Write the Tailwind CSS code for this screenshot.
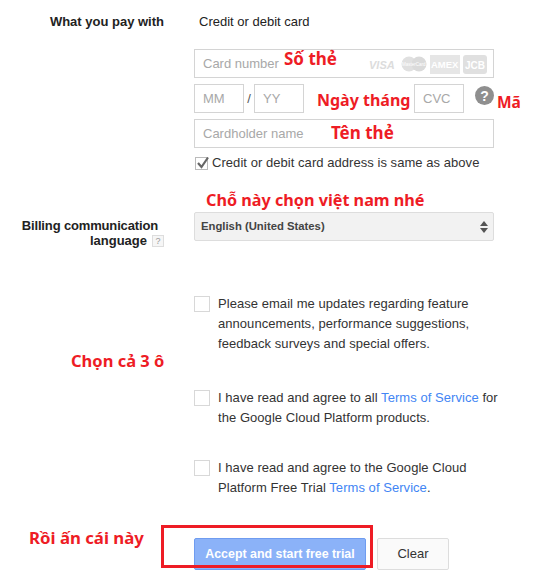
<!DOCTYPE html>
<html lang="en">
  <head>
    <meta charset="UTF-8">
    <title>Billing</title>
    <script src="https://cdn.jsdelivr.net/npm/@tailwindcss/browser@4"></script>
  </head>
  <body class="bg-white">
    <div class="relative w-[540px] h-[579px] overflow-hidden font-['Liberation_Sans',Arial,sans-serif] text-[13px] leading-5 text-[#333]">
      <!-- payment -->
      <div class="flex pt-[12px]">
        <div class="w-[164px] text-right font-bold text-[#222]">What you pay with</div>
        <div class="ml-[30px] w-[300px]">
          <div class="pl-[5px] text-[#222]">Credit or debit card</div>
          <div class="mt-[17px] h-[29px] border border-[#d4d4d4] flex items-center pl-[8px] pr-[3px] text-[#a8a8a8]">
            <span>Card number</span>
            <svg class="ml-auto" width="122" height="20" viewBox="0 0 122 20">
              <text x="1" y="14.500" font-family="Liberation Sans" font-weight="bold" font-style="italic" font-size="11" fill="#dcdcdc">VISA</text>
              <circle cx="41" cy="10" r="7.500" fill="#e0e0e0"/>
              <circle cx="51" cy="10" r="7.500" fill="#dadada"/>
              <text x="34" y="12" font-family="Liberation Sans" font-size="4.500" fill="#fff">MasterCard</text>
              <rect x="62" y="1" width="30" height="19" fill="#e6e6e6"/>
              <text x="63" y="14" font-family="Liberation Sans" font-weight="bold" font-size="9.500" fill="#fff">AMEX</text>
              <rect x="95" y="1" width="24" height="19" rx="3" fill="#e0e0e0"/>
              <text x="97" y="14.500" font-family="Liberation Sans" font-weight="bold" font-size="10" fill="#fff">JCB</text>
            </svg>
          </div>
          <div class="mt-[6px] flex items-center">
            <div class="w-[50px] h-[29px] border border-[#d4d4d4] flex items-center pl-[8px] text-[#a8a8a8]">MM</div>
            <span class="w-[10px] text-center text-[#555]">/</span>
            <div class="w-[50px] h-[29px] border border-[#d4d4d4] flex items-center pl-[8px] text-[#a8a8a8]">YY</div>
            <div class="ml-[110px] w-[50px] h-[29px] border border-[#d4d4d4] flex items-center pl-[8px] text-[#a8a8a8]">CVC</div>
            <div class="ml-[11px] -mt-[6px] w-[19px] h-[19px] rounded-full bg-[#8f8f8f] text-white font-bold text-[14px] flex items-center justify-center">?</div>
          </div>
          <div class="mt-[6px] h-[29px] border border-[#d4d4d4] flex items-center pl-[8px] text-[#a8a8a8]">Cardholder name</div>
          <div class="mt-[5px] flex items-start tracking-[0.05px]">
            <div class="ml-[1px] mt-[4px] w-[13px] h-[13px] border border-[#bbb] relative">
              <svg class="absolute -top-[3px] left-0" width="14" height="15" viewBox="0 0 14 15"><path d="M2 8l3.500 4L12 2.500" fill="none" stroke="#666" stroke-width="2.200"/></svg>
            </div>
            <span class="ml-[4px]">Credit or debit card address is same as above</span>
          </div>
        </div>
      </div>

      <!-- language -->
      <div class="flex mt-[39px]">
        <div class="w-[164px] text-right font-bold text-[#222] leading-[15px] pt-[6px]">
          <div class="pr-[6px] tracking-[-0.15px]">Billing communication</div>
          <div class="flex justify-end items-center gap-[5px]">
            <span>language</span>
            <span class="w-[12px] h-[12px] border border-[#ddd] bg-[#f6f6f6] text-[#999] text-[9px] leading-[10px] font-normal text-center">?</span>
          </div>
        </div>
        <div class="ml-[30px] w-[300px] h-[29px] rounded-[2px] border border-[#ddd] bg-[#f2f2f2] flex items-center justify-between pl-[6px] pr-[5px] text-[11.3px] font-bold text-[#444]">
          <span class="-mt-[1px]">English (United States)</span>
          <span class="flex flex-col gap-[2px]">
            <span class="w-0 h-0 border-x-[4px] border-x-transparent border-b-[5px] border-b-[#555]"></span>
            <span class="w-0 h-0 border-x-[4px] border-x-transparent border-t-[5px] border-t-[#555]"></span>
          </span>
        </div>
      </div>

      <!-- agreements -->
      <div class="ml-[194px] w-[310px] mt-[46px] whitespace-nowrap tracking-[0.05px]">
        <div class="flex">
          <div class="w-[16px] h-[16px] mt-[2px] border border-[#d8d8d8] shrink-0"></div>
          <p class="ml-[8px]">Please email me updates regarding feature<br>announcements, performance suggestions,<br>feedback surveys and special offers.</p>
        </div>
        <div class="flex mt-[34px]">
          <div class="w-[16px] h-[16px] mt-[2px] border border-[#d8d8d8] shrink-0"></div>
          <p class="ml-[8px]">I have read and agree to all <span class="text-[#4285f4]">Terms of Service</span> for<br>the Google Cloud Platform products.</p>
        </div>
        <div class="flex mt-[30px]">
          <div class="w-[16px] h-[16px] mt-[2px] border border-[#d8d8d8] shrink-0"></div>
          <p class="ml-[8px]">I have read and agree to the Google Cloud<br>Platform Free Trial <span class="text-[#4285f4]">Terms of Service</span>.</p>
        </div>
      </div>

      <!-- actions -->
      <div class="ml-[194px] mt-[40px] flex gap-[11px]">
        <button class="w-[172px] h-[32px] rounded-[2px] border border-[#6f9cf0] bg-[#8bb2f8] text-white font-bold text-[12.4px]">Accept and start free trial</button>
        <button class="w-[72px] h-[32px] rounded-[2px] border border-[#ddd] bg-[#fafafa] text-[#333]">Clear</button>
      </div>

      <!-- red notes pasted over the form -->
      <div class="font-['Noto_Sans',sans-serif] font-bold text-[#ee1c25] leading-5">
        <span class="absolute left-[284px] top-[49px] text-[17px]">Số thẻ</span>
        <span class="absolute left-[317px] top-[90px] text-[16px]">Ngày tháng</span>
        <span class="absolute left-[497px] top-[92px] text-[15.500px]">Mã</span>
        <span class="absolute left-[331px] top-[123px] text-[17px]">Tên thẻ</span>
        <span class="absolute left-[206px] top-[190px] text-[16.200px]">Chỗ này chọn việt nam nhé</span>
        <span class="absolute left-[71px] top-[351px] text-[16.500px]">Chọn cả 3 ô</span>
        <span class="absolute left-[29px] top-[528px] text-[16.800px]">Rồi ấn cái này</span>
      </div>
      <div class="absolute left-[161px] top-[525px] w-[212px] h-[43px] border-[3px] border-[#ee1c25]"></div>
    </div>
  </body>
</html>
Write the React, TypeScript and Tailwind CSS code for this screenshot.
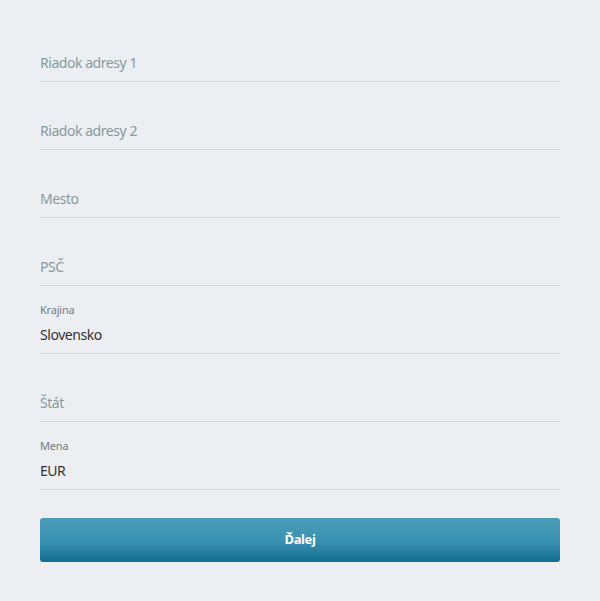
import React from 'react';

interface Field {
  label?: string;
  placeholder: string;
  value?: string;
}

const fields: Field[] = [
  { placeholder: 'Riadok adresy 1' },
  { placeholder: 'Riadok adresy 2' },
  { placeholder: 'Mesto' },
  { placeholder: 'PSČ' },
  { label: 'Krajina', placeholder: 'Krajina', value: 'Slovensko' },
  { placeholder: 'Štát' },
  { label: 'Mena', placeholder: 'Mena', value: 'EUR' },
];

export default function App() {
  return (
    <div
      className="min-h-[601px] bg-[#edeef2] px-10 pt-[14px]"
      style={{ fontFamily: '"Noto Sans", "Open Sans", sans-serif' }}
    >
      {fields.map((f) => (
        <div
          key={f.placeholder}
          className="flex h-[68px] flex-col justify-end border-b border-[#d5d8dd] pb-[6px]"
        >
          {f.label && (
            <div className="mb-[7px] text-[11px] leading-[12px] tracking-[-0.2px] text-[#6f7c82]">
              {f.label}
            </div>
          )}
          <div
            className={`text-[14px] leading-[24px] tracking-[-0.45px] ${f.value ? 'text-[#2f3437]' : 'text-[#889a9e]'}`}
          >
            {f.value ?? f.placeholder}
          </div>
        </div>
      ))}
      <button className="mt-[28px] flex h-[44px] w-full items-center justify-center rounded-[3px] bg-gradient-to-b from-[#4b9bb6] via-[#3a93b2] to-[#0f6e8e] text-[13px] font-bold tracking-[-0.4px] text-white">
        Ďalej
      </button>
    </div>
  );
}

# # #

Directions for this task>
Look over the listing above. Pick out and copy every line that includes "Write".

Exercise result>
Write the Tailwind CSS code for this screenshot.
Write the React, TypeScript and Tailwind CSS code for this screenshot.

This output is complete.